- SHORT PROBLEM: Find the string "this" in the records. Copy every line it appears in.

- EXTRACTED MATERIAL:
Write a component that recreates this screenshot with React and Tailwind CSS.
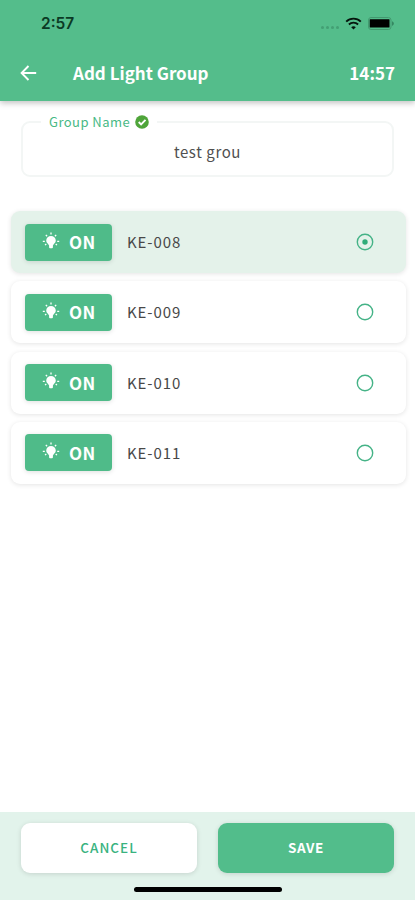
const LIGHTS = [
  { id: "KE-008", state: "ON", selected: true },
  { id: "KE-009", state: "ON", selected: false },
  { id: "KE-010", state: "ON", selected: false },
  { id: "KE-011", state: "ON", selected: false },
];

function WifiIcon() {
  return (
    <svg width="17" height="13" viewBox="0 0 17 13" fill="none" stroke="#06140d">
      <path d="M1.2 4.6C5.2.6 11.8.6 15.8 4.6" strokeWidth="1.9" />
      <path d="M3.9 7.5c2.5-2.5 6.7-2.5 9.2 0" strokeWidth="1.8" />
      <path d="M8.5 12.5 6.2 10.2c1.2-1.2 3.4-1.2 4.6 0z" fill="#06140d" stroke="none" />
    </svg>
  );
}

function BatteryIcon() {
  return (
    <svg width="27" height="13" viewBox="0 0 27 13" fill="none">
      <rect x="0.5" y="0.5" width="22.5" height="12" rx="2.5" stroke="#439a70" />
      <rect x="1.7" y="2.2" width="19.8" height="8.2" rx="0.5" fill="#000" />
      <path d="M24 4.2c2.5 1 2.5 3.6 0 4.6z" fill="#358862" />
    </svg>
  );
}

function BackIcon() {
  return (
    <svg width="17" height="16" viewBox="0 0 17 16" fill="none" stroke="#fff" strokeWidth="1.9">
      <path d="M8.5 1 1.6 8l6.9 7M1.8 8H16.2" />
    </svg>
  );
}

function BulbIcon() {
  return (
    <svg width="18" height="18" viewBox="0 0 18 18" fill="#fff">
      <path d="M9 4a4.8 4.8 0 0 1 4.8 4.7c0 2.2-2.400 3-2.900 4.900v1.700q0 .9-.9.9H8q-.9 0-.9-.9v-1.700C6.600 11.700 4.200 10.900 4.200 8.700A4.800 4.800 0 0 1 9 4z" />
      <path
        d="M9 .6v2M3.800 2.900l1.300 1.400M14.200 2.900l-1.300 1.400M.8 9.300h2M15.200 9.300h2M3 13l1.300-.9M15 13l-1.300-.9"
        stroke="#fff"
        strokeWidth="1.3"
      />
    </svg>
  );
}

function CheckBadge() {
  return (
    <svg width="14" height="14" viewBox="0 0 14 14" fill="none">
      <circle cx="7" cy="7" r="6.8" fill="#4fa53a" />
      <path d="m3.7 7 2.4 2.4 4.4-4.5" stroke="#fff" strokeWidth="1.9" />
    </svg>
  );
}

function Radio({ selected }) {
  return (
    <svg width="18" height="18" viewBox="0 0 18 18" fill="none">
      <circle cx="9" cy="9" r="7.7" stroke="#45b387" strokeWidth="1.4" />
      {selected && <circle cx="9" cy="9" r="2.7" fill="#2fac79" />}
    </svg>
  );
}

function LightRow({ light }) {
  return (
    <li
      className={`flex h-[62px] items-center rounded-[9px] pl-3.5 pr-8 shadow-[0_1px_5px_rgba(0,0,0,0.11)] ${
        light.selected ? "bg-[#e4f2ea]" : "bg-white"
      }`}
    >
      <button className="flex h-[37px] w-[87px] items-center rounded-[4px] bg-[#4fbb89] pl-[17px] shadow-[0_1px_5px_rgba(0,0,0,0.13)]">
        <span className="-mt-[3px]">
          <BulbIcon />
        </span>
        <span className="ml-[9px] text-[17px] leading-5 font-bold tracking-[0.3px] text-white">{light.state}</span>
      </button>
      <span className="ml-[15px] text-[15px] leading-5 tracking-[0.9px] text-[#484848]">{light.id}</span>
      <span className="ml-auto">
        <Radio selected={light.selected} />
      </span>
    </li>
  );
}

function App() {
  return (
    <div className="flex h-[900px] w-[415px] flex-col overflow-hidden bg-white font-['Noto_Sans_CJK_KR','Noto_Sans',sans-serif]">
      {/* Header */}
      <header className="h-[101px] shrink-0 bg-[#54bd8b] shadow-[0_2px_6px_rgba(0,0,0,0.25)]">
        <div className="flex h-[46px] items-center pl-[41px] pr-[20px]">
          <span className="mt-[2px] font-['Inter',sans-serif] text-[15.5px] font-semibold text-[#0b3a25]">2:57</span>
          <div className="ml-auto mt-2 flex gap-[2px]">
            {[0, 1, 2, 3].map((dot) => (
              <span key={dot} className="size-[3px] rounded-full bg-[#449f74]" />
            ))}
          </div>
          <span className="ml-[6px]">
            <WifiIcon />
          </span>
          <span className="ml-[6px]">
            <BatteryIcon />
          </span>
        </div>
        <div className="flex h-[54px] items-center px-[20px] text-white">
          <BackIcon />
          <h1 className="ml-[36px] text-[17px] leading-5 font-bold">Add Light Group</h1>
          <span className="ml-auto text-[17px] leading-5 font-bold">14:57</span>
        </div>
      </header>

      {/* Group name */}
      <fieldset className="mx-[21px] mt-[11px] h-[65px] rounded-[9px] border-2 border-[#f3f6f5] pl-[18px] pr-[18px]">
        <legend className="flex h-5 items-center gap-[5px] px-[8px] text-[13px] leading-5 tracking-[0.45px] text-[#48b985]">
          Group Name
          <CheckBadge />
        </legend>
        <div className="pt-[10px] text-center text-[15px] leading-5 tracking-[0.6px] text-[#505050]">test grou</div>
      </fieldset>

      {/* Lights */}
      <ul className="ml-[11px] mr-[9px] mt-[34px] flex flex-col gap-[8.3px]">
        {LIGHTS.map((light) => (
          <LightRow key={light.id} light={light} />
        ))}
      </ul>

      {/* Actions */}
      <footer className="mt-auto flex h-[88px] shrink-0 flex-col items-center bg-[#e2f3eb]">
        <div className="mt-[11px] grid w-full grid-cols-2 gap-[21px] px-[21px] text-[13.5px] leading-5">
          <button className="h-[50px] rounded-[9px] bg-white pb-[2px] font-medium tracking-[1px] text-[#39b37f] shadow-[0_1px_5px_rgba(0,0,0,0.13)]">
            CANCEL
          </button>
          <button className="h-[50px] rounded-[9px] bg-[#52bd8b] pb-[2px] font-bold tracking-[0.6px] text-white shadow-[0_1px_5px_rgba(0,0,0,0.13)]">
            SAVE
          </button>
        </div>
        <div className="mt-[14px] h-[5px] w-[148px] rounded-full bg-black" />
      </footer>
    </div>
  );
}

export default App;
* * *
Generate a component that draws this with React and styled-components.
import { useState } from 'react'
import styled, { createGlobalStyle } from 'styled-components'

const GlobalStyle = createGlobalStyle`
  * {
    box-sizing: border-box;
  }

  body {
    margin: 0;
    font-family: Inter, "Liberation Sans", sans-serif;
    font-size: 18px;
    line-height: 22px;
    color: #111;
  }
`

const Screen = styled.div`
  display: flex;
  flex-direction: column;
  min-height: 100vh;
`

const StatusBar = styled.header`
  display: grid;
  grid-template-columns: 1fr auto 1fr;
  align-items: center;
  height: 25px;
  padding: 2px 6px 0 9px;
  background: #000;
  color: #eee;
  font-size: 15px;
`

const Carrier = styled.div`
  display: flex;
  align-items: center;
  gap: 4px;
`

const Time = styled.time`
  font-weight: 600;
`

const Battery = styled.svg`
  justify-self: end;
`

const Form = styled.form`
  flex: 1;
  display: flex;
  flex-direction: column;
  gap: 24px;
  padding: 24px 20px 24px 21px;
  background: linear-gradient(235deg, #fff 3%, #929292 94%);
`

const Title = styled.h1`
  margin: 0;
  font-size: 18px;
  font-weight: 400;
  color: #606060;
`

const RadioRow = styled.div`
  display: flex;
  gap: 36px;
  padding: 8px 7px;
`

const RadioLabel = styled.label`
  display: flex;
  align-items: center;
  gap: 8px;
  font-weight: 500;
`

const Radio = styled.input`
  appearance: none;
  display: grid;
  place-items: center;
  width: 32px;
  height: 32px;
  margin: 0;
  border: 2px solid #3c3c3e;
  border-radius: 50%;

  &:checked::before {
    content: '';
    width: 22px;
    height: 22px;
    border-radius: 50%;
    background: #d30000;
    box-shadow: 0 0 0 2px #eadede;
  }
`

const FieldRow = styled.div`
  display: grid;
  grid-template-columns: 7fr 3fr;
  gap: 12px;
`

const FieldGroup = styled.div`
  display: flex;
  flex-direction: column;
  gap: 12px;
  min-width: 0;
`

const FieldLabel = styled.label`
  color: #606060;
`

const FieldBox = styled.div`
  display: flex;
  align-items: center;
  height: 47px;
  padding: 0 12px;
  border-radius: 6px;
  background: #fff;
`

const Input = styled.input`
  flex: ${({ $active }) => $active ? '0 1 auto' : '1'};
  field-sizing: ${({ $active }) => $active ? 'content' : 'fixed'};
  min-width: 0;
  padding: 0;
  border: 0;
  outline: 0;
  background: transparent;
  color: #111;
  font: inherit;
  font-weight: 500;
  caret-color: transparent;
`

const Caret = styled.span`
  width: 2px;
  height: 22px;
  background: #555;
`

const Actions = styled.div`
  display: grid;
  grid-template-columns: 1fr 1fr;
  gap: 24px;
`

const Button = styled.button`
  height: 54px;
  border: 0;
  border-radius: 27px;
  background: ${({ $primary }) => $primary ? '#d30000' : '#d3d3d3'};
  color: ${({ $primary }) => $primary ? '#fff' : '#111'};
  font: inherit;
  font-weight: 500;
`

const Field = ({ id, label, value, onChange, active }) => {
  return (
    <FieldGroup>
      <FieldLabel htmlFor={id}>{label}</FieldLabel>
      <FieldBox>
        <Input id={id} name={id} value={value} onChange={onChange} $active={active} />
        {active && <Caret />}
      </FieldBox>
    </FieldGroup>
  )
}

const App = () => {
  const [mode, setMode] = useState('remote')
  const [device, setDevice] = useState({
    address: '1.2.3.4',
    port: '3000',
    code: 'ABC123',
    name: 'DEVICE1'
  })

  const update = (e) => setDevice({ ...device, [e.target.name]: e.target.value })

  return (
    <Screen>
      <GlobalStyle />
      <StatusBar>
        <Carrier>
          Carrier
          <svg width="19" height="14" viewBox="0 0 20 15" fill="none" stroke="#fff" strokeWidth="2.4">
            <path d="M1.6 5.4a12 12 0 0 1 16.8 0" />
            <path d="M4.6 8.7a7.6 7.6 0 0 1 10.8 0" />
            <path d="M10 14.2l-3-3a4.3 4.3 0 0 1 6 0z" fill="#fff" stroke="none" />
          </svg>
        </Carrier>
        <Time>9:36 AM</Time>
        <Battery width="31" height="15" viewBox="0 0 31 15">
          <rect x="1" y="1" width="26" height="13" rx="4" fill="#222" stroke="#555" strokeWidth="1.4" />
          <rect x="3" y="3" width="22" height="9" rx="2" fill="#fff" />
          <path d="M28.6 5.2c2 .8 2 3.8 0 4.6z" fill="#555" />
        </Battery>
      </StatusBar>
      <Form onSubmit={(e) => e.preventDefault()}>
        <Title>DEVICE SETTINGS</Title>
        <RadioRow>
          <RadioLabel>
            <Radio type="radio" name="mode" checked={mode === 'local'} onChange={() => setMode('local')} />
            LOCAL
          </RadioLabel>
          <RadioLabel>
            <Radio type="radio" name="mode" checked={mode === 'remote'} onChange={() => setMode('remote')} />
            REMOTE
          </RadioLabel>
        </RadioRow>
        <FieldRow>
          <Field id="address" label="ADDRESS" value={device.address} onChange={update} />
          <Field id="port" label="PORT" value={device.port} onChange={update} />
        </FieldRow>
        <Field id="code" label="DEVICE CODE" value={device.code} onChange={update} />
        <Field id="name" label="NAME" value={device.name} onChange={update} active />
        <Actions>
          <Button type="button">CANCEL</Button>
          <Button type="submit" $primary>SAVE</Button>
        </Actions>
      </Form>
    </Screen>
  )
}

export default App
...
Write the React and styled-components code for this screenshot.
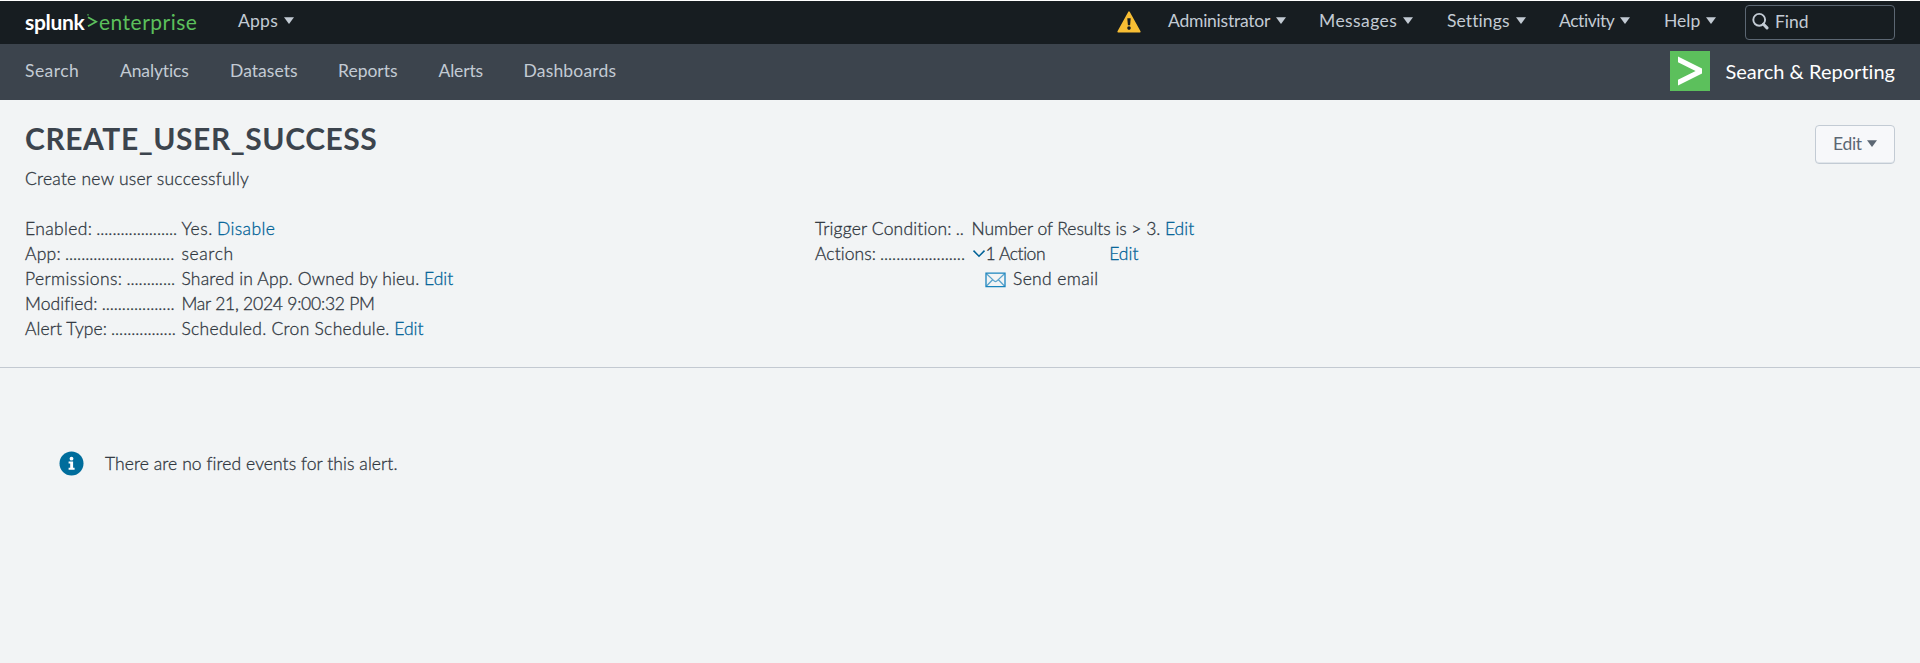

- TASK SOLUTION:
Write a component that recreates this screenshot with React and Tailwind CSS.
Generate a component that draws this with React and styled-components.
Write the React and styled-components code for this screenshot.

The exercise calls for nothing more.